Le style allemand est définitivement fonctionnel. Il évolue également avec les nouvelles générations d'Allemands qui aiment être un peu plus audacieux, un peu plus bruyants dans leur style, et plus particuliers dans leurs choix de mode, et grâce à la mondialisation et à l'ouverture des marchés, ils ont accès à une telle exposition internationale qu'ils peuvent adapter quelque chose pour eux-mêmes. Pour moi, la mode est une question de libération. Heureusement, en Allemagne, on accepte ce que l'on porte, ce qui permet de jouer avec son style tous les jours.

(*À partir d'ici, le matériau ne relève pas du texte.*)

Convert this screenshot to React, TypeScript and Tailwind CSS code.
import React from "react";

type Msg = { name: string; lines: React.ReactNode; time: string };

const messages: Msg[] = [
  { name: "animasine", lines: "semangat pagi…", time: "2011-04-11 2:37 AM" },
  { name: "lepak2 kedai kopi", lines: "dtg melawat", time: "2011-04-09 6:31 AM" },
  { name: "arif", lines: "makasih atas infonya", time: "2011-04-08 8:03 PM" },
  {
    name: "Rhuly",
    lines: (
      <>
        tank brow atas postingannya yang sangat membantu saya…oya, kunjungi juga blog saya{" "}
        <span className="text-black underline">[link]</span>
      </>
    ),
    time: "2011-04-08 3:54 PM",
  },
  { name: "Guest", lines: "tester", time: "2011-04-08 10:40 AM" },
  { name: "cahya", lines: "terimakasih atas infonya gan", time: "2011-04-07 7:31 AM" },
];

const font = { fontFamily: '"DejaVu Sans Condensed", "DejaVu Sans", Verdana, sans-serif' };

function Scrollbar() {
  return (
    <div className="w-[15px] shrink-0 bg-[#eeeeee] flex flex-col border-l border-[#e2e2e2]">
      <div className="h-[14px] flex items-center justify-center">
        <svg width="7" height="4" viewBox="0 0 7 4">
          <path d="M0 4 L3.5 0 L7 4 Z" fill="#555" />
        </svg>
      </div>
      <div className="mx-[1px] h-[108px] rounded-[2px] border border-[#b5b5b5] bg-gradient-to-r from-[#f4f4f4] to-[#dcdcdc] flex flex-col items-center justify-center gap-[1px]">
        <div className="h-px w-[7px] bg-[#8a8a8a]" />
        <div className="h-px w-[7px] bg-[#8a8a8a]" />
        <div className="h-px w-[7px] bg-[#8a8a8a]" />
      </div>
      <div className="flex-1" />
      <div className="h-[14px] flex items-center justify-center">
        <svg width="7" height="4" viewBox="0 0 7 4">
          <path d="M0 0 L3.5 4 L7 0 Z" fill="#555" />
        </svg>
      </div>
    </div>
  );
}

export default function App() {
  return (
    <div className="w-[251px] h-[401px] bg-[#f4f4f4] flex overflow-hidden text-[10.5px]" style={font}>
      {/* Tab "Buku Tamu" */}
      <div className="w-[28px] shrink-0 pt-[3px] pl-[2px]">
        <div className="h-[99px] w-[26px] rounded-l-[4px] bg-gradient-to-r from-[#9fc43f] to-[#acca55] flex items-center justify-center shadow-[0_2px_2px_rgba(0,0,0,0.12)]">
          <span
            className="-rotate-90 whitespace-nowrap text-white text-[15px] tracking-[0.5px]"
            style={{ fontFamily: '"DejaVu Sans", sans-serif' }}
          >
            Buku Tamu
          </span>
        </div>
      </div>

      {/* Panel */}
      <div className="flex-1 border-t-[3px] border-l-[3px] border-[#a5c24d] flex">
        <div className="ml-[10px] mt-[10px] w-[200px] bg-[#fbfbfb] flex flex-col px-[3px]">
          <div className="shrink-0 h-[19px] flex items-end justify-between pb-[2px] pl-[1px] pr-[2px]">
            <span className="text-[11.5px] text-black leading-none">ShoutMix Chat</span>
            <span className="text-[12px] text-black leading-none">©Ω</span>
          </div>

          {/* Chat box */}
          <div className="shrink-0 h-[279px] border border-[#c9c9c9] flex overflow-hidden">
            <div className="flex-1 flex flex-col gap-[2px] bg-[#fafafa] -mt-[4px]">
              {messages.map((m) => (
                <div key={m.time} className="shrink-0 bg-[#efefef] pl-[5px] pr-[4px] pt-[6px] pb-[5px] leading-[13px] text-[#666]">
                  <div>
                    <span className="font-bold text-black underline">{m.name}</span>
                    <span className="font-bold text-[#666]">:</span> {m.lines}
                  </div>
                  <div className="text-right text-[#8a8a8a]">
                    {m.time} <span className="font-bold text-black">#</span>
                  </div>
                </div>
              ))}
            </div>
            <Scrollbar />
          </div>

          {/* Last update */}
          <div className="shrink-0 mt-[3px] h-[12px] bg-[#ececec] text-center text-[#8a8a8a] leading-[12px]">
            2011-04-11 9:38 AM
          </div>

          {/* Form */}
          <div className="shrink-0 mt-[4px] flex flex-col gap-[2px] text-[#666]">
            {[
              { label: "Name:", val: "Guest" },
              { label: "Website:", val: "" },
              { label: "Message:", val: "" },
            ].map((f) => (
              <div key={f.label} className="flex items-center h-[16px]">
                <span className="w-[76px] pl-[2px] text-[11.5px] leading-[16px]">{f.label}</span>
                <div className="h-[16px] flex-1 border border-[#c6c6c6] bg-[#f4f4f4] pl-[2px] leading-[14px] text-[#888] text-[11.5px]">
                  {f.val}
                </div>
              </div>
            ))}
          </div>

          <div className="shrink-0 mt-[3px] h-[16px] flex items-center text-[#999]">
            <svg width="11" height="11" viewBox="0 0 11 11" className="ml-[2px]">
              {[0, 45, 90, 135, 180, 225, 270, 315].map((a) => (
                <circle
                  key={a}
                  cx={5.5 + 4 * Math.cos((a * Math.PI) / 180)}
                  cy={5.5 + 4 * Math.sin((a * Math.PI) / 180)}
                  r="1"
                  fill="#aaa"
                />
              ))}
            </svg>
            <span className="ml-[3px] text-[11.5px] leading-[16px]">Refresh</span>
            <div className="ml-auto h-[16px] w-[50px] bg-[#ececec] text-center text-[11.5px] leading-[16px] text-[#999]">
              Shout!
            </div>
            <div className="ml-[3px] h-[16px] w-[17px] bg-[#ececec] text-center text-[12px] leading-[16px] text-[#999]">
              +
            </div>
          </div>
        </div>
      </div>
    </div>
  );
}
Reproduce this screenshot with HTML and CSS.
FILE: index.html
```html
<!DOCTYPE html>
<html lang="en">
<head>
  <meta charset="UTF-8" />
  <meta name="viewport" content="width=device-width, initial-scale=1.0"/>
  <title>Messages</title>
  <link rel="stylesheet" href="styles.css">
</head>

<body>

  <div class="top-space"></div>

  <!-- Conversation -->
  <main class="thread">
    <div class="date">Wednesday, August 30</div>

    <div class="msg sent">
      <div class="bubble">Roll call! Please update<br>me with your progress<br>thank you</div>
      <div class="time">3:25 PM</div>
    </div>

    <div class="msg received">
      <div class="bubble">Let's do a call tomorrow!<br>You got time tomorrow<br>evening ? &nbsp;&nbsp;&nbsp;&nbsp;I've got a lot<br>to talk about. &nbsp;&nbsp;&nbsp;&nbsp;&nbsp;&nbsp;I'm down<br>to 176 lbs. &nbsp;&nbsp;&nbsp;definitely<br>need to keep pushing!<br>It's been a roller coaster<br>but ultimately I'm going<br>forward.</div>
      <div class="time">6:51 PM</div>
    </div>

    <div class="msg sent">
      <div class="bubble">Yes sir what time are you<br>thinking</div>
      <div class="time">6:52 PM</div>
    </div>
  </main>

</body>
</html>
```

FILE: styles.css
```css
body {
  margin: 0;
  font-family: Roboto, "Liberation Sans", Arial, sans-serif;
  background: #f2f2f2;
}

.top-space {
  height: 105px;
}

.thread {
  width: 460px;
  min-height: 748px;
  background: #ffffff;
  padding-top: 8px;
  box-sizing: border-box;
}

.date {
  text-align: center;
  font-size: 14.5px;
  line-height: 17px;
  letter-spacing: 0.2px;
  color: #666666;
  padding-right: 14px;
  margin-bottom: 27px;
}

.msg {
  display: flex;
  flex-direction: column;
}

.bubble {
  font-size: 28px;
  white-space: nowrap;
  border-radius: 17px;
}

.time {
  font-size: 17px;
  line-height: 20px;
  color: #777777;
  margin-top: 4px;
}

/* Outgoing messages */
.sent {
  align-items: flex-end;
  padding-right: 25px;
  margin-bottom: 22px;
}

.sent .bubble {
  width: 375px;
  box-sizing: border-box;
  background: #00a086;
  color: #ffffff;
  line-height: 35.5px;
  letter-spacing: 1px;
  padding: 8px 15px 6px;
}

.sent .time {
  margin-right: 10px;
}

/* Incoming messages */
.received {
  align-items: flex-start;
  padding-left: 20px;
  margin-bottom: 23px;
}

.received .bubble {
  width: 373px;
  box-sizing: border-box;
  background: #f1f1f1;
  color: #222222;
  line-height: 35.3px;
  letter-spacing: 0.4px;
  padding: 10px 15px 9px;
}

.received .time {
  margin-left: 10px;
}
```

Julian Daynov et une adepte de mode

Vous avez mentionné un certain nombre de villes de la mode en Allemagne. Pourquoi pensez-vous qu'il y a autant de centres de la mode ?

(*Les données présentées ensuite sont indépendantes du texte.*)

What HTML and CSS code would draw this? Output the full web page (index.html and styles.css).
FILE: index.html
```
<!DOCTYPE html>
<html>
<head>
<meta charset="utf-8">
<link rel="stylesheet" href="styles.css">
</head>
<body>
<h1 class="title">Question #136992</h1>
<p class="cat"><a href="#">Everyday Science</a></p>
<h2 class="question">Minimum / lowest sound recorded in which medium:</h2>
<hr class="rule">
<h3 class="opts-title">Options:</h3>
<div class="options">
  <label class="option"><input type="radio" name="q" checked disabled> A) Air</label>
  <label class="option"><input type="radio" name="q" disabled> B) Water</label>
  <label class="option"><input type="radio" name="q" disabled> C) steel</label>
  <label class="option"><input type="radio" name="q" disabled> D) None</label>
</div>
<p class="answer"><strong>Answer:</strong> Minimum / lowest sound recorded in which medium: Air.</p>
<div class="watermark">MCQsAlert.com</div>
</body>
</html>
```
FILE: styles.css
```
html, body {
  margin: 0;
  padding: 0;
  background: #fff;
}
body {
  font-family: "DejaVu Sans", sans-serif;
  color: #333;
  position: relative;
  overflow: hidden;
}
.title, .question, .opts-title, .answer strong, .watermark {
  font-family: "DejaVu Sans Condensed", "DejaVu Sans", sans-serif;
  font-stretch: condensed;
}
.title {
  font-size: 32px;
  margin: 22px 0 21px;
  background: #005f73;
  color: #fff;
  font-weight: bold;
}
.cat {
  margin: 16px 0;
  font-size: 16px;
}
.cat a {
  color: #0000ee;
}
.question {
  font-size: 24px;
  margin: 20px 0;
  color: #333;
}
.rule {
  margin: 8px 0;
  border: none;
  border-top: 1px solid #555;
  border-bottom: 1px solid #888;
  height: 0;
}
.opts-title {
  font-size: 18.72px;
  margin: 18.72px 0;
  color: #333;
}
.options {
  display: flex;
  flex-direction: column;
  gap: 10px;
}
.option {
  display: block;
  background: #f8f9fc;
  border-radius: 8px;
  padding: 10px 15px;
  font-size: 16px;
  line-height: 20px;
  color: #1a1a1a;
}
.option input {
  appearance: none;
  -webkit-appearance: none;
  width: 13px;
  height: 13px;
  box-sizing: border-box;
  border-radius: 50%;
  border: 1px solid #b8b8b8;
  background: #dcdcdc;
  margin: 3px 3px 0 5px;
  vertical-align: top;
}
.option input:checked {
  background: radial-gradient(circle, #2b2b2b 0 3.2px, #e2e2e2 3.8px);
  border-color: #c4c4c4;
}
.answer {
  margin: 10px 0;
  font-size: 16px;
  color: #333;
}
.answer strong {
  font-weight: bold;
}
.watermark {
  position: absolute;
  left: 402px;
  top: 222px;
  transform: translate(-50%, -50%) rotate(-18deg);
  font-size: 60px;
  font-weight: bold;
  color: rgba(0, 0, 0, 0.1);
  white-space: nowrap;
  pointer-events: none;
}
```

Dans d'autres pays, les gens vont dans la capitale parce qu'ils manquent de quelque chose dans leur ville, ou parce qu'ils veulent de l'ouverture et de la liberté. Alors qu'en Allemagne, toutes ces villes attirent des gens de la région. Rien n'est centralisé et tout est développé dans des régions différentes. Les gens ne manquent de rien. En Allemagne, il y a aussi d'incroyables magasins conceptuels, parmi les meilleurs au monde, disséminés dans tout le pays : Woo Store ou Andreas Murkudis à Berlin, Marion Heinrich à Munich, Apropos à Hambourg, Hayashi à Francfort, Jades à Düsseldorf, et bien d'autres encore. N'oublions pas non plus que l'Allemagne contribue largement à la consommation de mode. Les Allemands aiment consommer de la mode et de la beauté. Ce ne sont pas les premiers à adopter la mode, mais comme la population est importante, c'est un marché intéressant pour tout le monde.

Que faut-il esquiver dans la vie ?

J'aimerais beaucoup échapper à l'inacceptation, à l'intolérance et aux préjugés. Je crois qu'il faut permettre aux gens de s'épanouir, leur donner des chances, accepter leurs choix et leurs idées.